There are strategies to pursue, including more higher education. But we also need to decide our goals.

Does Seattle know how to grow?

You’d think so, with all those construction cranes back and so many mega-projects underway. We’re about to get expanded light rail, a new waterfront, a massive downtown tunnel, a super-sized 520 bridge, and a Mercer Mess that has been tidied up after 50 years of complaining. Growth would seem to be the least of our problems.

But there are some who think these endeavors are not enough. We could do more, do it bigger, do it better and, they believe, we had better get to it because we’re facing big economic challenges. Boeing, for example, has become a constant worry. The company is doing a slow retreat from Puget Sound, and keeping key parts of Boeing's work here is getting increasingly expensive for taxpayers. Some $9 billion in new tax breaks have been offered to keep 777X work here. Even so, without a major transportation package and with major union concessions just voted down, Boeing is looking for a better deal elsewhere.

Another foundation of our economy is showing signs of change, and age. Microsoft has reached maturity and experienced enough marketplace failures (Vista, Zune, Surface) that a major management shift is underway. We’ve grown accustomed to Redmond being a perennial powerhouse and millionaire-generator in the Gates-Ballmer era, but will that roll continue?
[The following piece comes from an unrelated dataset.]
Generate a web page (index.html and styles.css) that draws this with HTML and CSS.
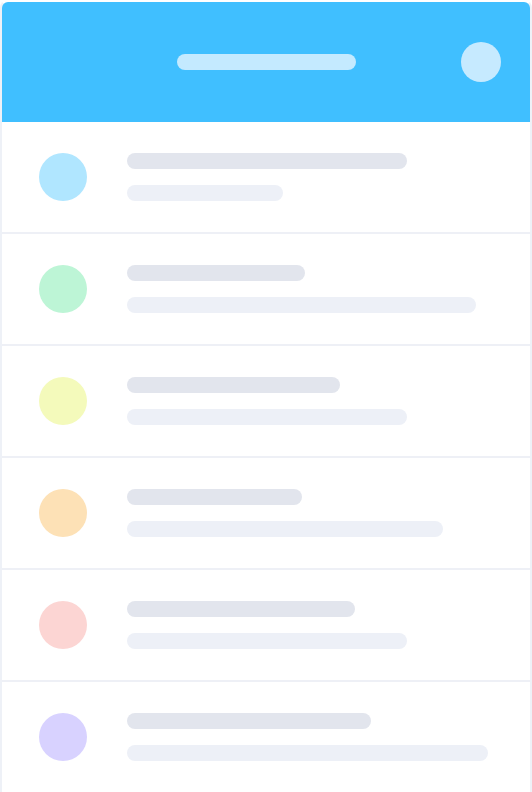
FILE: index.html
```html
<!DOCTYPE html>
<html>
<head>
<meta charset="utf-8">
<link rel="stylesheet" href="styles.css">
</head>
<body>
<div class="card">
  <div class="header">
    <div class="title-bar"></div>
    <div class="avatar"></div>
  </div>
  <div class="row">
    <div class="dot c1"></div>
    <div class="lines"><div class="l1" style="width:280px"></div><div class="l2" style="width:156px"></div></div>
  </div>
  <div class="row">
    <div class="dot c2"></div>
    <div class="lines"><div class="l1" style="width:178px"></div><div class="l2" style="width:349px"></div></div>
  </div>
  <div class="row">
    <div class="dot c3"></div>
    <div class="lines"><div class="l1" style="width:213px"></div><div class="l2" style="width:280px"></div></div>
  </div>
  <div class="row">
    <div class="dot c4"></div>
    <div class="lines"><div class="l1" style="width:175px"></div><div class="l2" style="width:316px"></div></div>
  </div>
  <div class="row">
    <div class="dot c5"></div>
    <div class="lines"><div class="l1" style="width:228px"></div><div class="l2" style="width:280px"></div></div>
  </div>
  <div class="row">
    <div class="dot c6"></div>
    <div class="lines"><div class="l1" style="width:244px"></div><div class="l2" style="width:361px"></div></div>
  </div>
</div>
</body>
</html>
```
FILE: styles.css
```css
html, body {
  margin: 0;
  padding: 0;
  background: #ffffff;
  overflow: hidden;
  height: 792px;
}
.card {
  width: 528px;
  border: 2px solid #eef1f7;
  border-top-color: transparent;
  border-radius: 8px 8px 0 0;
  background: #ffffff;
}
.header {
  height: 120px;
  background: #40bfff;
  border-radius: 6px 6px 0 0;
  display: grid;
  grid-template-columns: 1fr 179px 1fr;
  align-items: center;
}
.title-bar {
  grid-column: 2;
  height: 16px;
  border-radius: 8px;
  background: #c4eaff;
}
.avatar {
  grid-column: 3;
  justify-self: end;
  margin-right: 29px;
  width: 40px;
  height: 40px;
  border-radius: 50%;
  background: #c6eaff;
}
.row {
  height: 110px;
  display: flex;
  align-items: center;
  padding-left: 37px;
  gap: 40px;
  border-bottom: 2px solid #eef0f6;
}
.dot {
  width: 48px;
  height: 48px;
  border-radius: 50%;
  flex: none;
}
.c1 { background: #b0e6ff; }
.c2 { background: #bdf5d6; }
.c3 { background: #f4fabb; }
.c4 { background: #fde1b6; }
.c5 { background: #fcd5d3; }
.c6 { background: #d8d2ff; }
.lines {
  display: flex;
  flex-direction: column;
  gap: 16px;
}
.l1, .l2 {
  height: 16px;
  border-radius: 8px;
}
.l1 { background: #e2e5ed; }
.l2 { background: #edf0f7; }
```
Seattle sees itself as a special incubator of the next big commercial success — and the new Bezos family-funded “Center for Innovation” at the Museum of History and Industry that opened this fall is a shrine to this self-image. We’ve scored with Starbucks, Nordstrom, Costco and Amazon, for example. But in the tech sector there’s some thought that we haven’t reached our silicon potential, that we're over-due for a new major success a la Google or Facebook.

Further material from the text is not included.